*Aim of the exercise*: Repeat the data verbatim.

┌─ Data provided

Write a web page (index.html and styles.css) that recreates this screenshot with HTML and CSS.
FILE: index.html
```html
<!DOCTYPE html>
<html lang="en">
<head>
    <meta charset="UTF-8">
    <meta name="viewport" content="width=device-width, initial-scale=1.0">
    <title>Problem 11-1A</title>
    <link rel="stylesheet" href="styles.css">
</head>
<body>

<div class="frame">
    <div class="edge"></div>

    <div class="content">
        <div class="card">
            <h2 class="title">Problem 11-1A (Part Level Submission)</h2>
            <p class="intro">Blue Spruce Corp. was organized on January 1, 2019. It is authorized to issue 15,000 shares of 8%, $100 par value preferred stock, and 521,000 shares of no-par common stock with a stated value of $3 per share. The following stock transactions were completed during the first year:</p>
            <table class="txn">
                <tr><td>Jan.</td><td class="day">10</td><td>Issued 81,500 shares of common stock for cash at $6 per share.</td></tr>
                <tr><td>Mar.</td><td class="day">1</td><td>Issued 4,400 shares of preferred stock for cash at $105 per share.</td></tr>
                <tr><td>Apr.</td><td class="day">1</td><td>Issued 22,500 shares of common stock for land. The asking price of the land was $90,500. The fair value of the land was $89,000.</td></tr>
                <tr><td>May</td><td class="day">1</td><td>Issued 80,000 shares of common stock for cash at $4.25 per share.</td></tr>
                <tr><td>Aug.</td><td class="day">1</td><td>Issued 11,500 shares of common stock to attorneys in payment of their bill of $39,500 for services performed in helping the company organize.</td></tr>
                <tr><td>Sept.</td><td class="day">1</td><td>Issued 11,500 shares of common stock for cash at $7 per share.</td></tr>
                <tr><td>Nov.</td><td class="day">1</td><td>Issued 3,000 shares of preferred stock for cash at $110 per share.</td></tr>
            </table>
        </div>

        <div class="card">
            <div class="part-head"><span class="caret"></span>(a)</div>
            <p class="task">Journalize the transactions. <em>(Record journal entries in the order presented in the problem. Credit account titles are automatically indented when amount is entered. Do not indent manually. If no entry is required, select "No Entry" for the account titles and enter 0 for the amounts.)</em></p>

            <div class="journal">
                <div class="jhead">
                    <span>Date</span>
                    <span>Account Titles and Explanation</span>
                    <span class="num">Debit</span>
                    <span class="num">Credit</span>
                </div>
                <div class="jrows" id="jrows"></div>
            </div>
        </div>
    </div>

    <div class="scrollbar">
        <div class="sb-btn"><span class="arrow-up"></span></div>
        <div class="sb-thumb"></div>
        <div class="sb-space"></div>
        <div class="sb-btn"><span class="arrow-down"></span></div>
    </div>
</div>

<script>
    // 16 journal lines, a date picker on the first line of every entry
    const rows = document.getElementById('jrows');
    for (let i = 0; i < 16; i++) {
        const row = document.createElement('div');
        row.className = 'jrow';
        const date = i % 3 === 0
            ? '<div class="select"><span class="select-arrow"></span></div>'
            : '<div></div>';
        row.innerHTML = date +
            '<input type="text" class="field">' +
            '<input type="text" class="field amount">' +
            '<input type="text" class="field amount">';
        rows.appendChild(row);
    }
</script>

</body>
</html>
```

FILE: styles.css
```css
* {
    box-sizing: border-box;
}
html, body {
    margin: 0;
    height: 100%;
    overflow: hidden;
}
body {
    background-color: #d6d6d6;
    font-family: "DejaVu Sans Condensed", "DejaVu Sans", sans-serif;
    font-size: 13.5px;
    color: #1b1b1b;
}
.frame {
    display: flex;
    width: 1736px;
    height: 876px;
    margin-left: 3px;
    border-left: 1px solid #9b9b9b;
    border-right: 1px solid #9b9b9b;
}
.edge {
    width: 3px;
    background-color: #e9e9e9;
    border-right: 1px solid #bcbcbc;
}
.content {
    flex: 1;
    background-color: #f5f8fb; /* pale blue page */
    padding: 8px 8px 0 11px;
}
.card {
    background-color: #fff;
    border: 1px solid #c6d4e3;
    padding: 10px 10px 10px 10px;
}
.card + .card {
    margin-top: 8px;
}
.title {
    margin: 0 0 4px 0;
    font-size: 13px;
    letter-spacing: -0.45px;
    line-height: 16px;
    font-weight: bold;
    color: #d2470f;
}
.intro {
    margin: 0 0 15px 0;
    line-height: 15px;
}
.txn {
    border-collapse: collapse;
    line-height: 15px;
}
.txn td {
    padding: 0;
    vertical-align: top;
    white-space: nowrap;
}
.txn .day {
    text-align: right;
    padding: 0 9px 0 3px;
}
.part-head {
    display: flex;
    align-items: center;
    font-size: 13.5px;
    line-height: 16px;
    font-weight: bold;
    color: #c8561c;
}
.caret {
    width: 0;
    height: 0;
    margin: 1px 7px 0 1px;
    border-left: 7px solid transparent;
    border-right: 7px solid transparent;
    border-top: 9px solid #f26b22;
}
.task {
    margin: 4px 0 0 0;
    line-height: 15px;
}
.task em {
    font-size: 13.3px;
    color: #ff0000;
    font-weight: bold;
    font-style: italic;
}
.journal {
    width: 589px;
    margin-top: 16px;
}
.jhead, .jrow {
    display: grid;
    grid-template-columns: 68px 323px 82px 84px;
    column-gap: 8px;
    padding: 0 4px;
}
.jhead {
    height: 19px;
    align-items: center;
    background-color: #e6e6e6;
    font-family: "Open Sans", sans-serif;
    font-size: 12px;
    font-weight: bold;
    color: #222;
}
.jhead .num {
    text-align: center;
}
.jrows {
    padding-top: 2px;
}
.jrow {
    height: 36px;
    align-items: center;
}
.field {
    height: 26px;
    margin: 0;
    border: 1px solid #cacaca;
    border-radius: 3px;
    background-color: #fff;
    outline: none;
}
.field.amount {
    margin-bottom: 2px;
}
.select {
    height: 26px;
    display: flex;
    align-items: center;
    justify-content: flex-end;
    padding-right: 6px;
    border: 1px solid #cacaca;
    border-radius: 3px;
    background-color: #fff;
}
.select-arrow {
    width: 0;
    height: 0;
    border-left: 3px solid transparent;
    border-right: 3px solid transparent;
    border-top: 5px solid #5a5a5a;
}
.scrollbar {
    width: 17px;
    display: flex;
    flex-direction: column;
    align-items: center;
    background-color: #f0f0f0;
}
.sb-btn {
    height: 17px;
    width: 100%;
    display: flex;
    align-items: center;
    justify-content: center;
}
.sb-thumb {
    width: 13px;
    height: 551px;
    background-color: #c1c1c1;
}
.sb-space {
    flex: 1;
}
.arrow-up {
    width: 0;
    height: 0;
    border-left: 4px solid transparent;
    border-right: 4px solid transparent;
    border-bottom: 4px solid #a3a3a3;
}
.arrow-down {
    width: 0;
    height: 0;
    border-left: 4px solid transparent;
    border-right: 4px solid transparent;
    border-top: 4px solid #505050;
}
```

└─

*Solution for this exercise*:
Write a web page (index.html and styles.css) that recreates this screenshot with HTML and CSS.
FILE: index.html
```html
<!DOCTYPE html>
<html lang="en">
<head>
    <meta charset="UTF-8">
    <meta name="viewport" content="width=device-width, initial-scale=1.0">
    <title>Problem 11-1A</title>
    <link rel="stylesheet" href="styles.css">
</head>
<body>

<div class="frame">
    <div class="edge"></div>

    <div class="content">
        <div class="card">
            <h2 class="title">Problem 11-1A (Part Level Submission)</h2>
            <p class="intro">Blue Spruce Corp. was organized on January 1, 2019. It is authorized to issue 15,000 shares of 8%, $100 par value preferred stock, and 521,000 shares of no-par common stock with a stated value of $3 per share. The following stock transactions were completed during the first year:</p>
            <table class="txn">
                <tr><td>Jan.</td><td class="day">10</td><td>Issued 81,500 shares of common stock for cash at $6 per share.</td></tr>
                <tr><td>Mar.</td><td class="day">1</td><td>Issued 4,400 shares of preferred stock for cash at $105 per share.</td></tr>
                <tr><td>Apr.</td><td class="day">1</td><td>Issued 22,500 shares of common stock for land. The asking price of the land was $90,500. The fair value of the land was $89,000.</td></tr>
                <tr><td>May</td><td class="day">1</td><td>Issued 80,000 shares of common stock for cash at $4.25 per share.</td></tr>
                <tr><td>Aug.</td><td class="day">1</td><td>Issued 11,500 shares of common stock to attorneys in payment of their bill of $39,500 for services performed in helping the company organize.</td></tr>
                <tr><td>Sept.</td><td class="day">1</td><td>Issued 11,500 shares of common stock for cash at $7 per share.</td></tr>
                <tr><td>Nov.</td><td class="day">1</td><td>Issued 3,000 shares of preferred stock for cash at $110 per share.</td></tr>
            </table>
        </div>

        <div class="card">
            <div class="part-head"><span class="caret"></span>(a)</div>
            <p class="task">Journalize the transactions. <em>(Record journal entries in the order presented in the problem. Credit account titles are automatically indented when amount is entered. Do not indent manually. If no entry is required, select "No Entry" for the account titles and enter 0 for the amounts.)</em></p>

            <div class="journal">
                <div class="jhead">
                    <span>Date</span>
                    <span>Account Titles and Explanation</span>
                    <span class="num">Debit</span>
                    <span class="num">Credit</span>
                </div>
                <div class="jrows" id="jrows"></div>
            </div>
        </div>
    </div>

    <div class="scrollbar">
        <div class="sb-btn"><span class="arrow-up"></span></div>
        <div class="sb-thumb"></div>
        <div class="sb-space"></div>
        <div class="sb-btn"><span class="arrow-down"></span></div>
    </div>
</div>

<script>
    // 16 journal lines, a date picker on the first line of every entry
    const rows = document.getElementById('jrows');
    for (let i = 0; i < 16; i++) {
        const row = document.createElement('div');
        row.className = 'jrow';
        const date = i % 3 === 0
            ? '<div class="select"><span class="select-arrow"></span></div>'
            : '<div></div>';
        row.innerHTML = date +
            '<input type="text" class="field">' +
            '<input type="text" class="field amount">' +
            '<input type="text" class="field amount">';
        rows.appendChild(row);
    }
</script>

</body>
</html>
```

FILE: styles.css
```css
* {
    box-sizing: border-box;
}
html, body {
    margin: 0;
    height: 100%;
    overflow: hidden;
}
body {
    background-color: #d6d6d6;
    font-family: "DejaVu Sans Condensed", "DejaVu Sans", sans-serif;
    font-size: 13.5px;
    color: #1b1b1b;
}
.frame {
    display: flex;
    width: 1736px;
    height: 876px;
    margin-left: 3px;
    border-left: 1px solid #9b9b9b;
    border-right: 1px solid #9b9b9b;
}
.edge {
    width: 3px;
    background-color: #e9e9e9;
    border-right: 1px solid #bcbcbc;
}
.content {
    flex: 1;
    background-color: #f5f8fb; /* pale blue page */
    padding: 8px 8px 0 11px;
}
.card {
    background-color: #fff;
    border: 1px solid #c6d4e3;
    padding: 10px 10px 10px 10px;
}
.card + .card {
    margin-top: 8px;
}
.title {
    margin: 0 0 4px 0;
    font-size: 13px;
    letter-spacing: -0.45px;
    line-height: 16px;
    font-weight: bold;
    color: #d2470f;
}
.intro {
    margin: 0 0 15px 0;
    line-height: 15px;
}
.txn {
    border-collapse: collapse;
    line-height: 15px;
}
.txn td {
    padding: 0;
    vertical-align: top;
    white-space: nowrap;
}
.txn .day {
    text-align: right;
    padding: 0 9px 0 3px;
}
.part-head {
    display: flex;
    align-items: center;
    font-size: 13.5px;
    line-height: 16px;
    font-weight: bold;
    color: #c8561c;
}
.caret {
    width: 0;
    height: 0;
    margin: 1px 7px 0 1px;
    border-left: 7px solid transparent;
    border-right: 7px solid transparent;
    border-top: 9px solid #f26b22;
}
.task {
    margin: 4px 0 0 0;
    line-height: 15px;
}
.task em {
    font-size: 13.3px;
    color: #ff0000;
    font-weight: bold;
    font-style: italic;
}
.journal {
    width: 589px;
    margin-top: 16px;
}
.jhead, .jrow {
    display: grid;
    grid-template-columns: 68px 323px 82px 84px;
    column-gap: 8px;
    padding: 0 4px;
}
.jhead {
    height: 19px;
    align-items: center;
    background-color: #e6e6e6;
    font-family: "Open Sans", sans-serif;
    font-size: 12px;
    font-weight: bold;
    color: #222;
}
.jhead .num {
    text-align: center;
}
.jrows {
    padding-top: 2px;
}
.jrow {
    height: 36px;
    align-items: center;
}
.field {
    height: 26px;
    margin: 0;
    border: 1px solid #cacaca;
    border-radius: 3px;
    background-color: #fff;
    outline: none;
}
.field.amount {
    margin-bottom: 2px;
}
.select {
    height: 26px;
    display: flex;
    align-items: center;
    justify-content: flex-end;
    padding-right: 6px;
    border: 1px solid #cacaca;
    border-radius: 3px;
    background-color: #fff;
}
.select-arrow {
    width: 0;
    height: 0;
    border-left: 3px solid transparent;
    border-right: 3px solid transparent;
    border-top: 5px solid #5a5a5a;
}
.scrollbar {
    width: 17px;
    display: flex;
    flex-direction: column;
    align-items: center;
    background-color: #f0f0f0;
}
.sb-btn {
    height: 17px;
    width: 100%;
    display: flex;
    align-items: center;
    justify-content: center;
}
.sb-thumb {
    width: 13px;
    height: 551px;
    background-color: #c1c1c1;
}
.sb-space {
    flex: 1;
}
.arrow-up {
    width: 0;
    height: 0;
    border-left: 4px solid transparent;
    border-right: 4px solid transparent;
    border-bottom: 4px solid #a3a3a3;
}
.arrow-down {
    width: 0;
    height: 0;
    border-left: 4px solid transparent;
    border-right: 4px solid transparent;
    border-top: 4px solid #505050;
}
```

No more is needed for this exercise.